--- TASK BRIEF ---
Print out each record below, unaltered and complete, without its images.
— start of LISTED ENTRIES —
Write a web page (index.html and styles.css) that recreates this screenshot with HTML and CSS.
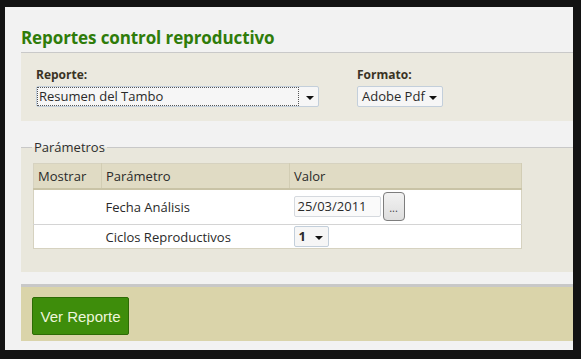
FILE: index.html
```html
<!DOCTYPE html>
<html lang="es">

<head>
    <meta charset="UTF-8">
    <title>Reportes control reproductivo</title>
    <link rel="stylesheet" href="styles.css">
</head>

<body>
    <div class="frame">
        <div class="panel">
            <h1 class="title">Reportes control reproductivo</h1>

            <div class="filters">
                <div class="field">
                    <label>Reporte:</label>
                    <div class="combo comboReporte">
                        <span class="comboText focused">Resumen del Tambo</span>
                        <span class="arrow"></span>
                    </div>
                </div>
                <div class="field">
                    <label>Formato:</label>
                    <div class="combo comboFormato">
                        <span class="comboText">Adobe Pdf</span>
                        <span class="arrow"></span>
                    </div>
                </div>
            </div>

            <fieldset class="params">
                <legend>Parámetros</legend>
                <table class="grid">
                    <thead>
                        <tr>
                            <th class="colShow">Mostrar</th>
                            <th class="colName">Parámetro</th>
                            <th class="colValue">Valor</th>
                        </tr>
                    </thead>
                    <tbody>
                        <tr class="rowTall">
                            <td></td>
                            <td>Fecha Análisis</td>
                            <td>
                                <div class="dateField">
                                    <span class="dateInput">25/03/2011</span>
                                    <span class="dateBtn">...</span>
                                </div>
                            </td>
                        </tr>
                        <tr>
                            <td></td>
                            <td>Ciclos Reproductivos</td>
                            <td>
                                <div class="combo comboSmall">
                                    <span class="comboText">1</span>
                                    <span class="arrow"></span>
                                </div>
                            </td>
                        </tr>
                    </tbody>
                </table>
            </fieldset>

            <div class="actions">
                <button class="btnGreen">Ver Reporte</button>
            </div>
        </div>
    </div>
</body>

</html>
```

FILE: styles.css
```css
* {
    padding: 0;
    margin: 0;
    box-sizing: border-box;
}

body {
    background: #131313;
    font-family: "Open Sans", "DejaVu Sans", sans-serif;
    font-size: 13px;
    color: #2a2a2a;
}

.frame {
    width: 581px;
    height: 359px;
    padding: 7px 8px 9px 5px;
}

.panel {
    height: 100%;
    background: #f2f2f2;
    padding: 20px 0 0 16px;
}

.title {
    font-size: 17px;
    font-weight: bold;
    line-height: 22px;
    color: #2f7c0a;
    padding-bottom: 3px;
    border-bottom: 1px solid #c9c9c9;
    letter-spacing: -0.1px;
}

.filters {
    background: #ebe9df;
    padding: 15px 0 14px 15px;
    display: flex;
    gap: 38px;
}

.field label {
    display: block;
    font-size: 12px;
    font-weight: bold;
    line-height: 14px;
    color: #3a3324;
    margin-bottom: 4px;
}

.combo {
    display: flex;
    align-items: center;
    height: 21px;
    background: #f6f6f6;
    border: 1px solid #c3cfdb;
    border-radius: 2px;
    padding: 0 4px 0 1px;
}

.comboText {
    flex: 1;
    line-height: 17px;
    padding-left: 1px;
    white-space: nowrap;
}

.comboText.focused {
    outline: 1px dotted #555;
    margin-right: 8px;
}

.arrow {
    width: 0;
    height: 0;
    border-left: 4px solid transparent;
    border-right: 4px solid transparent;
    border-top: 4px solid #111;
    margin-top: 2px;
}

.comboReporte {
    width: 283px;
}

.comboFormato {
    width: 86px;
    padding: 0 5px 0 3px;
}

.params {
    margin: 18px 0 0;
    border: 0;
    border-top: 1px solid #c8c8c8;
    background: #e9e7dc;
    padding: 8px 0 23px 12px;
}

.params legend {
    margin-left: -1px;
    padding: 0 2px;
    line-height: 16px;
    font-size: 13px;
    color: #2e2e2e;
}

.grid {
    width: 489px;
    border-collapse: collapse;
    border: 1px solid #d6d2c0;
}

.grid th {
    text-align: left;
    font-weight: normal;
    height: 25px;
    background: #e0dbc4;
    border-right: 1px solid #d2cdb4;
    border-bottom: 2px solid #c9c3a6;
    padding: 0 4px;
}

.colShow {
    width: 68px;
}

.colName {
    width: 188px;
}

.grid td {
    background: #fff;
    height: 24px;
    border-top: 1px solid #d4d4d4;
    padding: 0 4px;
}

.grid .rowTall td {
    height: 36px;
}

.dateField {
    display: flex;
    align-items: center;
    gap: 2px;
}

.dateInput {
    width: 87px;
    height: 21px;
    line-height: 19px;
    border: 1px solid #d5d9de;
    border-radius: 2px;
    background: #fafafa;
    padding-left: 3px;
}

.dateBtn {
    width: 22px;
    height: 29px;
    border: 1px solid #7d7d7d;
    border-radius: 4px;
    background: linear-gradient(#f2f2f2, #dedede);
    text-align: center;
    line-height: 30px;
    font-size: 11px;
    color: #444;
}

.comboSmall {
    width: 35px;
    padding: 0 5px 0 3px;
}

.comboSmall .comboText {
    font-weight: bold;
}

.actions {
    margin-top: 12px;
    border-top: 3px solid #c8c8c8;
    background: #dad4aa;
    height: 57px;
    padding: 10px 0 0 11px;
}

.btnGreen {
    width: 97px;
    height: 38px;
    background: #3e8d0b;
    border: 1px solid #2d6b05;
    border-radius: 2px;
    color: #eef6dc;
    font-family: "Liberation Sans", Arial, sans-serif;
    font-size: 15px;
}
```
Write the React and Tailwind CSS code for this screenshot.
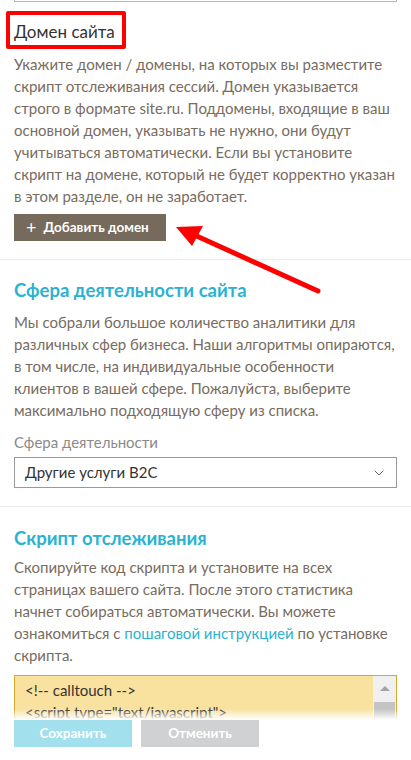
— end of LISTED ENTRIES —
--- CORRECT RESULT ---
Write a web page (index.html and styles.css) that recreates this screenshot with HTML and CSS.
FILE: index.html
```html
<!DOCTYPE html>
<html lang="es">

<head>
    <meta charset="UTF-8">
    <title>Reportes control reproductivo</title>
    <link rel="stylesheet" href="styles.css">
</head>

<body>
    <div class="frame">
        <div class="panel">
            <h1 class="title">Reportes control reproductivo</h1>

            <div class="filters">
                <div class="field">
                    <label>Reporte:</label>
                    <div class="combo comboReporte">
                        <span class="comboText focused">Resumen del Tambo</span>
                        <span class="arrow"></span>
                    </div>
                </div>
                <div class="field">
                    <label>Formato:</label>
                    <div class="combo comboFormato">
                        <span class="comboText">Adobe Pdf</span>
                        <span class="arrow"></span>
                    </div>
                </div>
            </div>

            <fieldset class="params">
                <legend>Parámetros</legend>
                <table class="grid">
                    <thead>
                        <tr>
                            <th class="colShow">Mostrar</th>
                            <th class="colName">Parámetro</th>
                            <th class="colValue">Valor</th>
                        </tr>
                    </thead>
                    <tbody>
                        <tr class="rowTall">
                            <td></td>
                            <td>Fecha Análisis</td>
                            <td>
                                <div class="dateField">
                                    <span class="dateInput">25/03/2011</span>
                                    <span class="dateBtn">...</span>
                                </div>
                            </td>
                        </tr>
                        <tr>
                            <td></td>
                            <td>Ciclos Reproductivos</td>
                            <td>
                                <div class="combo comboSmall">
                                    <span class="comboText">1</span>
                                    <span class="arrow"></span>
                                </div>
                            </td>
                        </tr>
                    </tbody>
                </table>
            </fieldset>

            <div class="actions">
                <button class="btnGreen">Ver Reporte</button>
            </div>
        </div>
    </div>
</body>

</html>
```

FILE: styles.css
```css
* {
    padding: 0;
    margin: 0;
    box-sizing: border-box;
}

body {
    background: #131313;
    font-family: "Open Sans", "DejaVu Sans", sans-serif;
    font-size: 13px;
    color: #2a2a2a;
}

.frame {
    width: 581px;
    height: 359px;
    padding: 7px 8px 9px 5px;
}

.panel {
    height: 100%;
    background: #f2f2f2;
    padding: 20px 0 0 16px;
}

.title {
    font-size: 17px;
    font-weight: bold;
    line-height: 22px;
    color: #2f7c0a;
    padding-bottom: 3px;
    border-bottom: 1px solid #c9c9c9;
    letter-spacing: -0.1px;
}

.filters {
    background: #ebe9df;
    padding: 15px 0 14px 15px;
    display: flex;
    gap: 38px;
}

.field label {
    display: block;
    font-size: 12px;
    font-weight: bold;
    line-height: 14px;
    color: #3a3324;
    margin-bottom: 4px;
}

.combo {
    display: flex;
    align-items: center;
    height: 21px;
    background: #f6f6f6;
    border: 1px solid #c3cfdb;
    border-radius: 2px;
    padding: 0 4px 0 1px;
}

.comboText {
    flex: 1;
    line-height: 17px;
    padding-left: 1px;
    white-space: nowrap;
}

.comboText.focused {
    outline: 1px dotted #555;
    margin-right: 8px;
}

.arrow {
    width: 0;
    height: 0;
    border-left: 4px solid transparent;
    border-right: 4px solid transparent;
    border-top: 4px solid #111;
    margin-top: 2px;
}

.comboReporte {
    width: 283px;
}

.comboFormato {
    width: 86px;
    padding: 0 5px 0 3px;
}

.params {
    margin: 18px 0 0;
    border: 0;
    border-top: 1px solid #c8c8c8;
    background: #e9e7dc;
    padding: 8px 0 23px 12px;
}

.params legend {
    margin-left: -1px;
    padding: 0 2px;
    line-height: 16px;
    font-size: 13px;
    color: #2e2e2e;
}

.grid {
    width: 489px;
    border-collapse: collapse;
    border: 1px solid #d6d2c0;
}

.grid th {
    text-align: left;
    font-weight: normal;
    height: 25px;
    background: #e0dbc4;
    border-right: 1px solid #d2cdb4;
    border-bottom: 2px solid #c9c3a6;
    padding: 0 4px;
}

.colShow {
    width: 68px;
}

.colName {
    width: 188px;
}

.grid td {
    background: #fff;
    height: 24px;
    border-top: 1px solid #d4d4d4;
    padding: 0 4px;
}

.grid .rowTall td {
    height: 36px;
}

.dateField {
    display: flex;
    align-items: center;
    gap: 2px;
}

.dateInput {
    width: 87px;
    height: 21px;
    line-height: 19px;
    border: 1px solid #d5d9de;
    border-radius: 2px;
    background: #fafafa;
    padding-left: 3px;
}

.dateBtn {
    width: 22px;
    height: 29px;
    border: 1px solid #7d7d7d;
    border-radius: 4px;
    background: linear-gradient(#f2f2f2, #dedede);
    text-align: center;
    line-height: 30px;
    font-size: 11px;
    color: #444;
}

.comboSmall {
    width: 35px;
    padding: 0 5px 0 3px;
}

.comboSmall .comboText {
    font-weight: bold;
}

.actions {
    margin-top: 12px;
    border-top: 3px solid #c8c8c8;
    background: #dad4aa;
    height: 57px;
    padding: 10px 0 0 11px;
}

.btnGreen {
    width: 97px;
    height: 38px;
    background: #3e8d0b;
    border: 1px solid #2d6b05;
    border-radius: 2px;
    color: #eef6dc;
    font-family: "Liberation Sans", Arial, sans-serif;
    font-size: 15px;
}
```
Write the React and Tailwind CSS code for this screenshot.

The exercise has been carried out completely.